Given data
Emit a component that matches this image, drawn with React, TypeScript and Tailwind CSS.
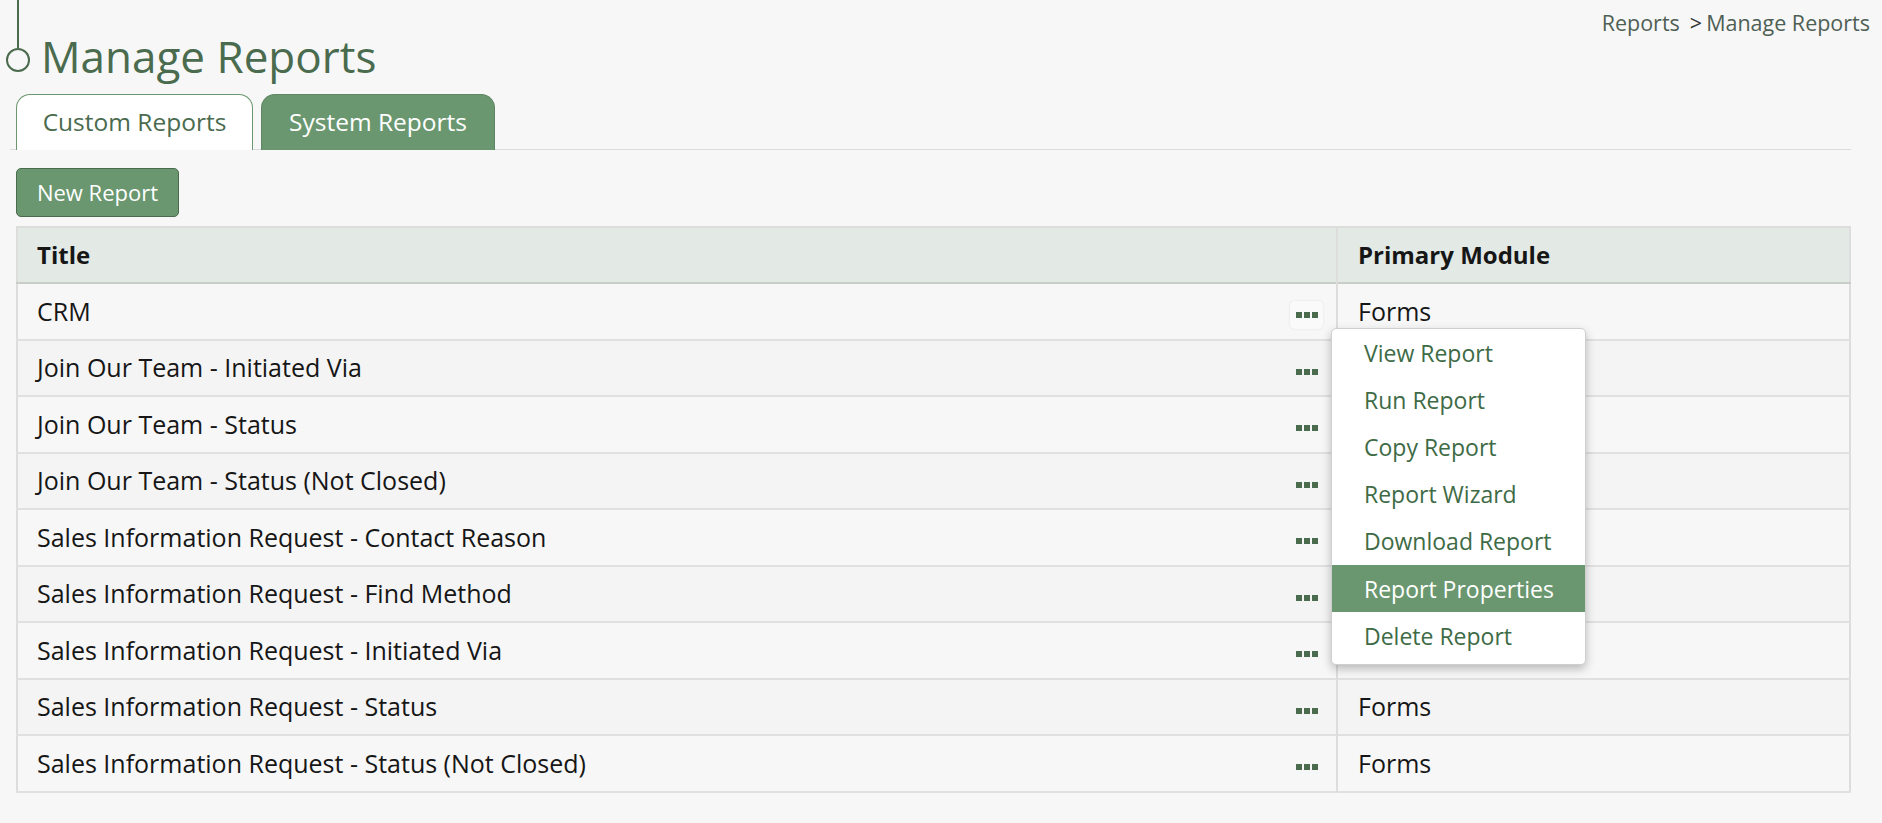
import { useState } from "react";

const rows = [
  { title: "CRM", module: "Forms" },
  { title: "Join Our Team - Initiated Via", module: "Forms" },
  { title: "Join Our Team - Status", module: "Forms" },
  { title: "Join Our Team - Status (Not Closed)", module: "Forms" },
  { title: "Sales Information Request - Contact Reason", module: "Forms" },
  { title: "Sales Information Request - Find Method", module: "Forms" },
  { title: "Sales Information Request - Initiated Via", module: "Forms" },
  { title: "Sales Information Request - Status", module: "Forms" },
  { title: "Sales Information Request - Status (Not Closed)", module: "Forms" },
];

const menuItems = [
  "View Report",
  "Run Report",
  "Copy Report",
  "Report Wizard",
  "Download Report",
  "Report Properties",
  "Delete Report",
];

function Dots() {
  return (
    <span className="flex gap-[2px]">
      <span className="w-[6px] h-[6px] bg-[#4a6b4e]" />
      <span className="w-[6px] h-[6px] bg-[#4a6b4e]" />
      <span className="w-[6px] h-[6px] bg-[#4a6b4e]" />
    </span>
  );
}

export default function App() {
  const [tab, setTab] = useState<"custom" | "system">("custom");
  const [openRow] = useState(0);
  const [hovered, setHovered] = useState("Report Properties");

  return (
    <div className="min-h-screen bg-[#f7f7f7] font-['Open_Sans',sans-serif] text-[#161616] pl-[16px] pr-[31px]">
      {/* header */}
      <div className="flex justify-between h-[94px]">
        <div className="flex items-start">
          <div className="flex flex-col items-center w-[26px] -ml-[11px]">
            <div className="w-[2px] h-[48px] bg-[#4a6b4e]" />
            <div className="w-[24px] h-[24px] rounded-full border-2 border-[#4a6b4e]" />
          </div>
          <h1 className="ml-[10px] mt-[30px] text-[44px] leading-[52px] text-[#4a6b4e]">
            Manage Reports
          </h1>
        </div>
        <div className="mt-[7px] -mr-[19px] text-[21.5px] text-[#4f5f55]">
          <span>Reports</span>
          <span className="ml-[10px] text-[#333]">&gt;</span>
          <span className="ml-[4px]">Manage Reports</span>
        </div>
      </div>

      {/* tabs */}
      <div className="-ml-[6px] pl-[6px] flex gap-[8px] border-b border-[#dcdcdc]">
        <button
          onClick={() => setTab("custom")}
          className={`w-[237px] h-[56px] -mb-px rounded-t-[14px] border border-b-0 text-[24.5px] ${
            tab === "custom"
              ? "bg-white border-[#6a976f] text-[#4a6b4e]"
              : "bg-[#6a976f] border-[#5d8762] text-white"
          }`}
        >
          Custom Reports
        </button>
        <button
          onClick={() => setTab("system")}
          className={`w-[234px] h-[56px] -mb-px rounded-t-[14px] border border-b-0 text-[24.5px] ${
            tab === "system"
              ? "bg-white border-[#6a976f] text-[#4a6b4e]"
              : "bg-[#6a976f] border-[#5d8762] text-white"
          }`}
        >
          System Reports
        </button>
      </div>

      <button className="mt-[18px] w-[163px] h-[49px] rounded-[5px] border border-[#4a6b4e] bg-[#6a976f] text-white text-[22px]">
        New Report
      </button>

      {/* table */}
      <table className="mt-[9px] w-full border-collapse border-2 border-[#dddddd] text-[25px]">
        <thead>
          <tr className="bg-[#e3e9e5] border-b-2 border-[#c9cdca]">
            <th className="w-[1320px] h-[56px] pl-[19px] text-left font-bold text-[24px]">Title</th>
            <th className="pl-[20px] text-left font-bold text-[24px] border-l-2 border-[#dddddd]">
              Primary Module
            </th>
          </tr>
        </thead>
        <tbody>
          {rows.map((r, i) => (
            <tr
              key={r.title}
              className={`h-[56.5px] border-b-2 border-[#e0e0e0] ${
                i % 2 === 0 ? "bg-[#f7f7f7]" : "bg-[#f4f4f4]"
              }`}
            >
              <td className="pl-[19px] pr-[13px] py-0">
                <div className="flex items-center justify-between">
                  <span>{r.title}</span>
                  <span className="relative">
                    <span
                      className={`flex items-center justify-center w-[33px] h-[28px] mt-[8px] rounded-[5px] ${
                        i === openRow ? "bg-[#fafafa] shadow-[0_0_3px_rgba(0,0,0,0.08)]" : ""
                      }`}
                    >
                      <Dots />
                    </span>
                    {i === openRow && (
                      <div className="absolute z-10 left-[41px] top-[35px] w-[255px] pb-[4px] bg-white rounded-[5px] border border-[#cfcfcf] shadow-[0_4px_10px_rgba(0,0,0,0.25)]">
                        {menuItems.map((m) => (
                          <div
                            key={m}
                            onMouseEnter={() => setHovered(m)}
                            className={`h-[47.2px] flex items-center pl-[32px] text-[23px] ${
                              hovered === m ? "bg-[#6a976f] text-white" : "text-[#3e6b46]"
                            }`}
                          >
                            {m}
                          </div>
                        ))}
                      </div>
                    )}
                  </span>
                </div>
              </td>
              <td className="pl-[20px] border-l-2 border-[#dddddd]">{r.module}</td>
            </tr>
          ))}
        </tbody>
      </table>
    </div>
  );
}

Prompt
Copy every line of the data exactly as written, excluding the pictures.

Written response
Emit a component that matches this image, drawn with React, TypeScript and Tailwind CSS.
import { useState } from "react";

const rows = [
  { title: "CRM", module: "Forms" },
  { title: "Join Our Team - Initiated Via", module: "Forms" },
  { title: "Join Our Team - Status", module: "Forms" },
  { title: "Join Our Team - Status (Not Closed)", module: "Forms" },
  { title: "Sales Information Request - Contact Reason", module: "Forms" },
  { title: "Sales Information Request - Find Method", module: "Forms" },
  { title: "Sales Information Request - Initiated Via", module: "Forms" },
  { title: "Sales Information Request - Status", module: "Forms" },
  { title: "Sales Information Request - Status (Not Closed)", module: "Forms" },
];

const menuItems = [
  "View Report",
  "Run Report",
  "Copy Report",
  "Report Wizard",
  "Download Report",
  "Report Properties",
  "Delete Report",
];

function Dots() {
  return (
    <span className="flex gap-[2px]">
      <span className="w-[6px] h-[6px] bg-[#4a6b4e]" />
      <span className="w-[6px] h-[6px] bg-[#4a6b4e]" />
      <span className="w-[6px] h-[6px] bg-[#4a6b4e]" />
    </span>
  );
}

export default function App() {
  const [tab, setTab] = useState<"custom" | "system">("custom");
  const [openRow] = useState(0);
  const [hovered, setHovered] = useState("Report Properties");

  return (
    <div className="min-h-screen bg-[#f7f7f7] font-['Open_Sans',sans-serif] text-[#161616] pl-[16px] pr-[31px]">
      {/* header */}
      <div className="flex justify-between h-[94px]">
        <div className="flex items-start">
          <div className="flex flex-col items-center w-[26px] -ml-[11px]">
            <div className="w-[2px] h-[48px] bg-[#4a6b4e]" />
            <div className="w-[24px] h-[24px] rounded-full border-2 border-[#4a6b4e]" />
          </div>
          <h1 className="ml-[10px] mt-[30px] text-[44px] leading-[52px] text-[#4a6b4e]">
            Manage Reports
          </h1>
        </div>
        <div className="mt-[7px] -mr-[19px] text-[21.5px] text-[#4f5f55]">
          <span>Reports</span>
          <span className="ml-[10px] text-[#333]">&gt;</span>
          <span className="ml-[4px]">Manage Reports</span>
        </div>
      </div>

      {/* tabs */}
      <div className="-ml-[6px] pl-[6px] flex gap-[8px] border-b border-[#dcdcdc]">
        <button
          onClick={() => setTab("custom")}
          className={`w-[237px] h-[56px] -mb-px rounded-t-[14px] border border-b-0 text-[24.5px] ${
            tab === "custom"
              ? "bg-white border-[#6a976f] text-[#4a6b4e]"
              : "bg-[#6a976f] border-[#5d8762] text-white"
          }`}
        >
          Custom Reports
        </button>
        <button
          onClick={() => setTab("system")}
          className={`w-[234px] h-[56px] -mb-px rounded-t-[14px] border border-b-0 text-[24.5px] ${
            tab === "system"
              ? "bg-white border-[#6a976f] text-[#4a6b4e]"
              : "bg-[#6a976f] border-[#5d8762] text-white"
          }`}
        >
          System Reports
        </button>
      </div>

      <button className="mt-[18px] w-[163px] h-[49px] rounded-[5px] border border-[#4a6b4e] bg-[#6a976f] text-white text-[22px]">
        New Report
      </button>

      {/* table */}
      <table className="mt-[9px] w-full border-collapse border-2 border-[#dddddd] text-[25px]">
        <thead>
          <tr className="bg-[#e3e9e5] border-b-2 border-[#c9cdca]">
            <th className="w-[1320px] h-[56px] pl-[19px] text-left font-bold text-[24px]">Title</th>
            <th className="pl-[20px] text-left font-bold text-[24px] border-l-2 border-[#dddddd]">
              Primary Module
            </th>
          </tr>
        </thead>
        <tbody>
          {rows.map((r, i) => (
            <tr
              key={r.title}
              className={`h-[56.5px] border-b-2 border-[#e0e0e0] ${
                i % 2 === 0 ? "bg-[#f7f7f7]" : "bg-[#f4f4f4]"
              }`}
            >
              <td className="pl-[19px] pr-[13px] py-0">
                <div className="flex items-center justify-between">
                  <span>{r.title}</span>
                  <span className="relative">
                    <span
                      className={`flex items-center justify-center w-[33px] h-[28px] mt-[8px] rounded-[5px] ${
                        i === openRow ? "bg-[#fafafa] shadow-[0_0_3px_rgba(0,0,0,0.08)]" : ""
                      }`}
                    >
                      <Dots />
                    </span>
                    {i === openRow && (
                      <div className="absolute z-10 left-[41px] top-[35px] w-[255px] pb-[4px] bg-white rounded-[5px] border border-[#cfcfcf] shadow-[0_4px_10px_rgba(0,0,0,0.25)]">
                        {menuItems.map((m) => (
                          <div
                            key={m}
                            onMouseEnter={() => setHovered(m)}
                            className={`h-[47.2px] flex items-center pl-[32px] text-[23px] ${
                              hovered === m ? "bg-[#6a976f] text-white" : "text-[#3e6b46]"
                            }`}
                          >
                            {m}
                          </div>
                        ))}
                      </div>
                    )}
                  </span>
                </div>
              </td>
              <td className="pl-[20px] border-l-2 border-[#dddddd]">{r.module}</td>
            </tr>
          ))}
        </tbody>
      </table>
    </div>
  );
}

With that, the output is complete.